The World Health Organization (WHO) reprimanded national governments on Tuesday for shutting down travel from southern Africa in response to the emergence of the Omicron coronavirus variant.
"Blanket travel bans will not prevent the international spread, and they place a heavy burden on lives and livelihoods," the UN health agency said in Geneva.
It also warned that such bans could discourage countries from reporting and sharing epidemiological and sequencing data in the global pandemic.
According to the WHO, at least 56 countries have responded to the latest variant of the Covid-19 with travel restrictions.
South Africa, which first detected the strain on November 24, has appealed to countries to lift their travel bans and argued that it is being punished for reporting the strain.
The WHO called for "an evidence-informed and risk-based approach when implementing travel measures," for example by screening prior to travel and/or upon arrival.
The WHO on Friday classified Omicron as a variant of concern and on Monday said the global risk from it was "very high."
At the United Nations on Tuesday, Secretary General Antonio Guterres said vaccinations provided the only solution to the crisis.
"The only way out of a global pandemic – and out of this unjust and immoral situation – is through a global vaccination plan," he said, calling for greater international cooperation to that end.

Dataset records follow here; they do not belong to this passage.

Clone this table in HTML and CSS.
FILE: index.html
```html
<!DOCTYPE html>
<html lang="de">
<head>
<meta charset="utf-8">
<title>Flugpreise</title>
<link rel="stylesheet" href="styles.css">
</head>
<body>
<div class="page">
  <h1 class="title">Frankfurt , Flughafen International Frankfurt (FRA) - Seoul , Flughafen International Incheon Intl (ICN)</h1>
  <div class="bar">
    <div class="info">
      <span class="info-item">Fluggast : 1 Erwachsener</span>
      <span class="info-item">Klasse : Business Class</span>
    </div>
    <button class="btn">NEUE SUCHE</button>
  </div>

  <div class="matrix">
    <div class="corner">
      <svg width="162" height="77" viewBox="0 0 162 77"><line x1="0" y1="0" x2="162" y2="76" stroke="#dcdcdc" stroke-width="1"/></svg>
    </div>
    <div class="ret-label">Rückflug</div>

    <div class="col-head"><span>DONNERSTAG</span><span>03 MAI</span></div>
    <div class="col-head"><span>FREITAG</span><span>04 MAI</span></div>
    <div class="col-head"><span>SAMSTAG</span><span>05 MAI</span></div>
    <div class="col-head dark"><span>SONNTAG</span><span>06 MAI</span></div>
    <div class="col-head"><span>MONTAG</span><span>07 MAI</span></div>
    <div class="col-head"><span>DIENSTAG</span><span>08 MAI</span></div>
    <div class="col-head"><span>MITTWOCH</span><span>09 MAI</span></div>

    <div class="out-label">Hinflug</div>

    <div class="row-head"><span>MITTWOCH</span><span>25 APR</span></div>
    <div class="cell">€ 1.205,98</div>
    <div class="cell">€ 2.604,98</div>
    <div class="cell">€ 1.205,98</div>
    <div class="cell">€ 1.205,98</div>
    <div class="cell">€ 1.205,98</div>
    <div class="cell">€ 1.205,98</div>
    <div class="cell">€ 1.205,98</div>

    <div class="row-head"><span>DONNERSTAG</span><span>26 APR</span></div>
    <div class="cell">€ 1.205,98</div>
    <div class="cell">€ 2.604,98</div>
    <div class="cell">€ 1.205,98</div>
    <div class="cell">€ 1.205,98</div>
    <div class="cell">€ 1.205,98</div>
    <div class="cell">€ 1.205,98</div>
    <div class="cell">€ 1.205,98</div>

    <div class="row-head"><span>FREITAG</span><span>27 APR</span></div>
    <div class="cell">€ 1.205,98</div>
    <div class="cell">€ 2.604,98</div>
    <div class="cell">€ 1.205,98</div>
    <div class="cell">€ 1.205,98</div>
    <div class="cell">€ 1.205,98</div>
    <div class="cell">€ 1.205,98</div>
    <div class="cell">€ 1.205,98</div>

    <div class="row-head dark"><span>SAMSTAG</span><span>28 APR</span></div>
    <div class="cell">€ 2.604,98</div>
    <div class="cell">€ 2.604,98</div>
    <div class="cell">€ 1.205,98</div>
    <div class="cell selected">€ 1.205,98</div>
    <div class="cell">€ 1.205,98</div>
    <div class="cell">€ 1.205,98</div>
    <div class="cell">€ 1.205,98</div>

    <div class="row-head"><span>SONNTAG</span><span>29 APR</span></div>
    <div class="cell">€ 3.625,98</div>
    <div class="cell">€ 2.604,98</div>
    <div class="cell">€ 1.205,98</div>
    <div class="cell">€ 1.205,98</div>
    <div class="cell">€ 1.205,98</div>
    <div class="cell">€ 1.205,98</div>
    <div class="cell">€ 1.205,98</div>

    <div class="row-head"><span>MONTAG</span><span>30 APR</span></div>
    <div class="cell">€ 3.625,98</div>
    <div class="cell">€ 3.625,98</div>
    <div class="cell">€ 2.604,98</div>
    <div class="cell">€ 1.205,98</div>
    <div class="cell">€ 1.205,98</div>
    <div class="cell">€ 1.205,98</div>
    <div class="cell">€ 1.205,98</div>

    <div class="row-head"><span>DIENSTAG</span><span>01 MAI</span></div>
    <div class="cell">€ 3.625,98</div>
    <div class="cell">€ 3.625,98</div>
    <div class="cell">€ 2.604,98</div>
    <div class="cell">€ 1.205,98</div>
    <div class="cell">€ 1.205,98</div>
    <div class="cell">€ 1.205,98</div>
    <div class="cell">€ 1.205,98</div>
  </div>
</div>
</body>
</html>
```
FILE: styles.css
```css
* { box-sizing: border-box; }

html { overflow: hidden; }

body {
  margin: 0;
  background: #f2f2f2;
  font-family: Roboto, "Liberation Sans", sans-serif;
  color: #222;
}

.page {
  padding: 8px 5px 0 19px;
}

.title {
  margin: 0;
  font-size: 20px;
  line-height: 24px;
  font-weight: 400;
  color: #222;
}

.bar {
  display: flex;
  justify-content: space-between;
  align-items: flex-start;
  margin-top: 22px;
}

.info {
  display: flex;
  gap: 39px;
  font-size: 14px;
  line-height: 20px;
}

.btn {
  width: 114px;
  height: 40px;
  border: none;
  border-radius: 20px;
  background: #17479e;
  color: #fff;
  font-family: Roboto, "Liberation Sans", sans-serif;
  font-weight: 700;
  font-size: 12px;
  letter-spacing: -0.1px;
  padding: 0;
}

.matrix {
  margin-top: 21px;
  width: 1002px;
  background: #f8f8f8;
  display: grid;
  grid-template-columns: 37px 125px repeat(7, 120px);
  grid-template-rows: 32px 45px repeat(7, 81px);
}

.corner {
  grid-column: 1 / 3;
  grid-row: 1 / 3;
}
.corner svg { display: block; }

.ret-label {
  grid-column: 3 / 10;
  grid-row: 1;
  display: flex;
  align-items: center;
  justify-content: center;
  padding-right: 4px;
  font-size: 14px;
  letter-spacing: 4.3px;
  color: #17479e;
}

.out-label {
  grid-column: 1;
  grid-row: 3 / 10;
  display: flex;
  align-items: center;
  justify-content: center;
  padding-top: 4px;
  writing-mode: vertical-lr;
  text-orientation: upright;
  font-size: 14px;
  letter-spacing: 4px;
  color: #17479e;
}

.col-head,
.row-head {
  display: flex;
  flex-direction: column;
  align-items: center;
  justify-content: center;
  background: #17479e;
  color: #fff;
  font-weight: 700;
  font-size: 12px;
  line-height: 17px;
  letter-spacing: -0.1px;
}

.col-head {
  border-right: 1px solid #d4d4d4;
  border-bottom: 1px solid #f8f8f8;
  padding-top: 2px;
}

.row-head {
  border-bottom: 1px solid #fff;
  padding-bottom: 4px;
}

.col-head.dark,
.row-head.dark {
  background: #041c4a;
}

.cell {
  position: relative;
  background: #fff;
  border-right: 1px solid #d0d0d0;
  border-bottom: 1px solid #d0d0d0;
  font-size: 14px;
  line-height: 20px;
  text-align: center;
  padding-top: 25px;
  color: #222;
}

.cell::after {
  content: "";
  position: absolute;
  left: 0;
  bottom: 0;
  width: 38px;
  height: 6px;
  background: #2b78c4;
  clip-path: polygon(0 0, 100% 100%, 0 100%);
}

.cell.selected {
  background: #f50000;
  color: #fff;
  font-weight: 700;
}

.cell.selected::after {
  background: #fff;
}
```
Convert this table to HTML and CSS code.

The WHO wants to have 70% of the world's population vaccinated by mid-2022. Many developed countries have already reached that target, but poorer nations, for example in Africa, are lagging far behind.
India has for its part offered to supply Covid-19 vaccines, life-saving drugs and other equipment to African countries to help them deal with the Omicron outbreak.
The government was ready to supply Indian-made vaccines through the COVAX vaccine sharing initiative or bilaterally, India's Ministry of External Affairs said in a late night statement on Monday.
All orders from African countries through COVAX had been cleared and further orders would be considered on priority, the statement said.
India had so far supplied 25 million doses of vaccines to 41 countries in Africa, of which 1 million doses were given free of charge to 16 countries and another 16 million doses to 33 countries as part of the COVAX initiative.